Check every line below for the word "page" and show those that hold it.
## Start Stored data
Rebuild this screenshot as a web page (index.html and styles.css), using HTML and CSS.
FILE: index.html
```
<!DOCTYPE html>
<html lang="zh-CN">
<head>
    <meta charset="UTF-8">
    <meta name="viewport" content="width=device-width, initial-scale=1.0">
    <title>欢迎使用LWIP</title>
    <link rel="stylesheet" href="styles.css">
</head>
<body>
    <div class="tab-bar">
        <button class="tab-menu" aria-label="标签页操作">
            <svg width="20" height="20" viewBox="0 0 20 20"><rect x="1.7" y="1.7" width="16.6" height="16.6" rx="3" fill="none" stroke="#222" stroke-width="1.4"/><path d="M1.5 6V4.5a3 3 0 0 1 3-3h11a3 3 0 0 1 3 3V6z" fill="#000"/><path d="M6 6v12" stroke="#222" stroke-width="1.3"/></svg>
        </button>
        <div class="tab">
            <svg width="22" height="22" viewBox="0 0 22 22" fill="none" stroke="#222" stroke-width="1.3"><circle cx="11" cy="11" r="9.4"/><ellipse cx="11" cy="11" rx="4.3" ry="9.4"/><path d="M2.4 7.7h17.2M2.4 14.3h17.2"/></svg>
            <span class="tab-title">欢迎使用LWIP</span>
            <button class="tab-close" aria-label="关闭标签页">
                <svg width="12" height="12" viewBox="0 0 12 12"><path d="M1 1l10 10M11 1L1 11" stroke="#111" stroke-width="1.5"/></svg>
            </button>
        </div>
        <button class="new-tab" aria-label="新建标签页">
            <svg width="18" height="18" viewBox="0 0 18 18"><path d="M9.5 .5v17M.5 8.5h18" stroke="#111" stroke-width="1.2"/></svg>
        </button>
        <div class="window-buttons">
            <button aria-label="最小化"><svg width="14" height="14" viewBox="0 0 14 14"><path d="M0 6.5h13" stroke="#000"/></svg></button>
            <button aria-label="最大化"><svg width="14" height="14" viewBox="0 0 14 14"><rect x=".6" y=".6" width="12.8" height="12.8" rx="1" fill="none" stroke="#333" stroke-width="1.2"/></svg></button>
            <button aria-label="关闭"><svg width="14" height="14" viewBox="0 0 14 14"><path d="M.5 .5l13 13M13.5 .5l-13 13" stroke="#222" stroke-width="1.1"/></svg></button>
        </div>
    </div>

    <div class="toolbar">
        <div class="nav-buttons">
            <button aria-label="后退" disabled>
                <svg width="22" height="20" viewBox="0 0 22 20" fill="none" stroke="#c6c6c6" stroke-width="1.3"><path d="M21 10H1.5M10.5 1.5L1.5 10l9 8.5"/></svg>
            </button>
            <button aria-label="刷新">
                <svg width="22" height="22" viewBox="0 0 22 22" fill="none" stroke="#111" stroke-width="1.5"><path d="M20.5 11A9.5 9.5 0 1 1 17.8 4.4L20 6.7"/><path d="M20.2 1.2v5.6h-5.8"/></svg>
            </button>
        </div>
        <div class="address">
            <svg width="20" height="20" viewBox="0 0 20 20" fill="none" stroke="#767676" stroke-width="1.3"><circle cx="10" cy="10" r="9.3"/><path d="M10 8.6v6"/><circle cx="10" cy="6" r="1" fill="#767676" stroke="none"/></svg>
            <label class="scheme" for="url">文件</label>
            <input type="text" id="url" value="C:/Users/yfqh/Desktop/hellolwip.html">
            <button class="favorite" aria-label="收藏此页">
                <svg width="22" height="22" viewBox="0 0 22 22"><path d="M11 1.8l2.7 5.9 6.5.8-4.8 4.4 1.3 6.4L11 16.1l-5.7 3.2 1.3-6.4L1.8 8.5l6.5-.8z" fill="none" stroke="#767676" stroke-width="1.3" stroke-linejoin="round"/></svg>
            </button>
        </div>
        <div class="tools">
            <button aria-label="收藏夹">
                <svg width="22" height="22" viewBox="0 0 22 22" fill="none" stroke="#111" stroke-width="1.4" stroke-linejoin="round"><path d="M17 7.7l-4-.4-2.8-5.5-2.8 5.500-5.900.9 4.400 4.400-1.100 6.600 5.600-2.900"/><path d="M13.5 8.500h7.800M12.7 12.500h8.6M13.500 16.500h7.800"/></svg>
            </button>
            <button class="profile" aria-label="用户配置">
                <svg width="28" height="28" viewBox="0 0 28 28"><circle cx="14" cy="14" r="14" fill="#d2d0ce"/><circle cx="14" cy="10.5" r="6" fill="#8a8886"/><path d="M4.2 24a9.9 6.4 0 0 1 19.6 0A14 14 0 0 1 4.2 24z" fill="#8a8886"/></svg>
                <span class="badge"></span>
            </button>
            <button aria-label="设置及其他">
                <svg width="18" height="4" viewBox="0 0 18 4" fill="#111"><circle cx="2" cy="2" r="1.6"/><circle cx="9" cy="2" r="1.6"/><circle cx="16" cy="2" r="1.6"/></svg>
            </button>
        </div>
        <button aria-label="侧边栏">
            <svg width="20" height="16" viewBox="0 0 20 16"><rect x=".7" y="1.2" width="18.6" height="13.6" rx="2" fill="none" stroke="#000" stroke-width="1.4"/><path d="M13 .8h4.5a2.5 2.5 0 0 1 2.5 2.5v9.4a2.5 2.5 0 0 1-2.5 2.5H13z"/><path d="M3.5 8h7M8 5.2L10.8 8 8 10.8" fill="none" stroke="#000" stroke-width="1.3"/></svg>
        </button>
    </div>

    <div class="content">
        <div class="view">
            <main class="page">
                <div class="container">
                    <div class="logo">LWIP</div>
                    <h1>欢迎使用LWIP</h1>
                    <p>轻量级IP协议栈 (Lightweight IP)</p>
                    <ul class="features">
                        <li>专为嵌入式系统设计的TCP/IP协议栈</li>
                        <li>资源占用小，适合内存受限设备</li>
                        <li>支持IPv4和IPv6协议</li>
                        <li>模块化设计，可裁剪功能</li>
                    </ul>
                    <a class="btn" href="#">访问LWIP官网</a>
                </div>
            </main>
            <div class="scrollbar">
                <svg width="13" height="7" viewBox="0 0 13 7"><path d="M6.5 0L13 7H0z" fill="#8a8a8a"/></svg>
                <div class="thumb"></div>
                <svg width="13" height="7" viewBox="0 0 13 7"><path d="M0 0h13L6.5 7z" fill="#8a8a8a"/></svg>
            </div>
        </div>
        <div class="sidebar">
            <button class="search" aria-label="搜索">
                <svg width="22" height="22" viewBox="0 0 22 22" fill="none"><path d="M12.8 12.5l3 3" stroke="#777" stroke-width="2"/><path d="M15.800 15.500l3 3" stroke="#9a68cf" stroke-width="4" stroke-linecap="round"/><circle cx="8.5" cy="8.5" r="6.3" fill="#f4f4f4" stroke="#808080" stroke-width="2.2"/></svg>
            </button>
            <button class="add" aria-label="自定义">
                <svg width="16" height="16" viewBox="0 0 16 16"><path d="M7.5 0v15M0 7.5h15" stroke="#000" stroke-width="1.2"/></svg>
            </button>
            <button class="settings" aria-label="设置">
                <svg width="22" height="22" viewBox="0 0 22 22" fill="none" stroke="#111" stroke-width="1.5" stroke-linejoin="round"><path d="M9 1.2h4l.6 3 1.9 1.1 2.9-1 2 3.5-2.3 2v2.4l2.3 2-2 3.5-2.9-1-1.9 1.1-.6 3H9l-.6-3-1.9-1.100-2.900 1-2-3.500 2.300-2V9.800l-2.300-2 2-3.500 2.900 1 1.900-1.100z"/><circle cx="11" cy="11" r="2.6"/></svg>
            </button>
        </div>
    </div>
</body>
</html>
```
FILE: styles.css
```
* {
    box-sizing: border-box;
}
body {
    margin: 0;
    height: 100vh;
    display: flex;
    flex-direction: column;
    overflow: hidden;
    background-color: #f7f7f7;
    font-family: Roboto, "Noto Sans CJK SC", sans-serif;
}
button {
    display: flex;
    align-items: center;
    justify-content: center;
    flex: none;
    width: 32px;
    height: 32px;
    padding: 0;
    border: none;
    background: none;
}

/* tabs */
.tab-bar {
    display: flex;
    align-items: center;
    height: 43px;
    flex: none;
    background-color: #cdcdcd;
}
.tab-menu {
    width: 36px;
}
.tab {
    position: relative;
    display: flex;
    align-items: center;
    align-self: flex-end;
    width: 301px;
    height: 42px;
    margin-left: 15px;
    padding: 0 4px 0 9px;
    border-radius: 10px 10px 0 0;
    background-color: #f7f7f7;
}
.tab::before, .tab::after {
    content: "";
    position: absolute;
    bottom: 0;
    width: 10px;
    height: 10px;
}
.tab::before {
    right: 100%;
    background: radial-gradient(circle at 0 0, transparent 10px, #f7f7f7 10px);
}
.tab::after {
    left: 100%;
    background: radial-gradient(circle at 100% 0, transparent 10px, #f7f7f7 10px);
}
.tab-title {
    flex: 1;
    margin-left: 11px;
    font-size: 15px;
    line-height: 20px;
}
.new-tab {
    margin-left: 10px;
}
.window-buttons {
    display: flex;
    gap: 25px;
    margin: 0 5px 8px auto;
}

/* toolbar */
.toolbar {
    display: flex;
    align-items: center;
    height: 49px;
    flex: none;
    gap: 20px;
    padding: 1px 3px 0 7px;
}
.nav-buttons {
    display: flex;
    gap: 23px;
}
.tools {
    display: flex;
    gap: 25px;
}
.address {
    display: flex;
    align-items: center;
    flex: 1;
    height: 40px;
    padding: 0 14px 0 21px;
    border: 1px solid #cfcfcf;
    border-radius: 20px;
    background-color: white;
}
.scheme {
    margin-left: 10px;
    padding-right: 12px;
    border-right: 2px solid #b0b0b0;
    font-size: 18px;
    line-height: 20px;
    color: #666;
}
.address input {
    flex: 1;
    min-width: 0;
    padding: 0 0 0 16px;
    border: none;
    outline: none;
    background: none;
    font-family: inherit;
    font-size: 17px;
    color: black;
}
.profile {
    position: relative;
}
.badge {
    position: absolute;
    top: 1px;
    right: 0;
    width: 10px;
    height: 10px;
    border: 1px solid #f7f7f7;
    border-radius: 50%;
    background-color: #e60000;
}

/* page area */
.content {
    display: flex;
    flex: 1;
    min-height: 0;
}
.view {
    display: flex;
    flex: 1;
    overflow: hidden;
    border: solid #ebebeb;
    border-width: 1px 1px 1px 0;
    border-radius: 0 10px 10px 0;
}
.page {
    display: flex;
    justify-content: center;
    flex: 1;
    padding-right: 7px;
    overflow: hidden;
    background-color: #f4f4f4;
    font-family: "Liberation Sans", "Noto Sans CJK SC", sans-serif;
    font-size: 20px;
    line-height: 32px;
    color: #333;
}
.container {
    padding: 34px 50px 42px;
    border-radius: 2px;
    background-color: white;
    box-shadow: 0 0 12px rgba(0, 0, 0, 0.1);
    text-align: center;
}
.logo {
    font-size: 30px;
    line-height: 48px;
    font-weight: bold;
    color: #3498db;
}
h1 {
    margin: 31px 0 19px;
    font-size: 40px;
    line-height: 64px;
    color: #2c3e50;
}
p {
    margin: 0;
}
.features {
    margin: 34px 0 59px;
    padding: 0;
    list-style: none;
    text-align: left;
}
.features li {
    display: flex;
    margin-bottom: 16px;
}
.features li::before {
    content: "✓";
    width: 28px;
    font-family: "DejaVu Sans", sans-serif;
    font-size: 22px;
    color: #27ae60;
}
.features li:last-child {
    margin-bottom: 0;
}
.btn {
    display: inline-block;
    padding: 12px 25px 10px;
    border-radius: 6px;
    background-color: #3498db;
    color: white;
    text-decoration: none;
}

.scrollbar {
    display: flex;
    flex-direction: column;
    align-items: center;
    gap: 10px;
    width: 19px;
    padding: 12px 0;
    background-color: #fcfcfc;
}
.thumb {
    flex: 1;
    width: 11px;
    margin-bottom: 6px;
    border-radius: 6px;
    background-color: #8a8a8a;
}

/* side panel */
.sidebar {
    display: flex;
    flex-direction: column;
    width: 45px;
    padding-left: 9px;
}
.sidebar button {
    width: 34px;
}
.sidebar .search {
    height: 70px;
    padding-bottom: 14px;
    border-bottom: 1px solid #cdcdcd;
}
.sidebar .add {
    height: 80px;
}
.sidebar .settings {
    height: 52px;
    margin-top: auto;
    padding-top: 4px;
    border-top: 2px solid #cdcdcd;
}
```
## End Stored data
Response:
Rebuild this screenshot as a web page (index.html and styles.css), using HTML and CSS.
            <main class="page">
/* page area */
.page {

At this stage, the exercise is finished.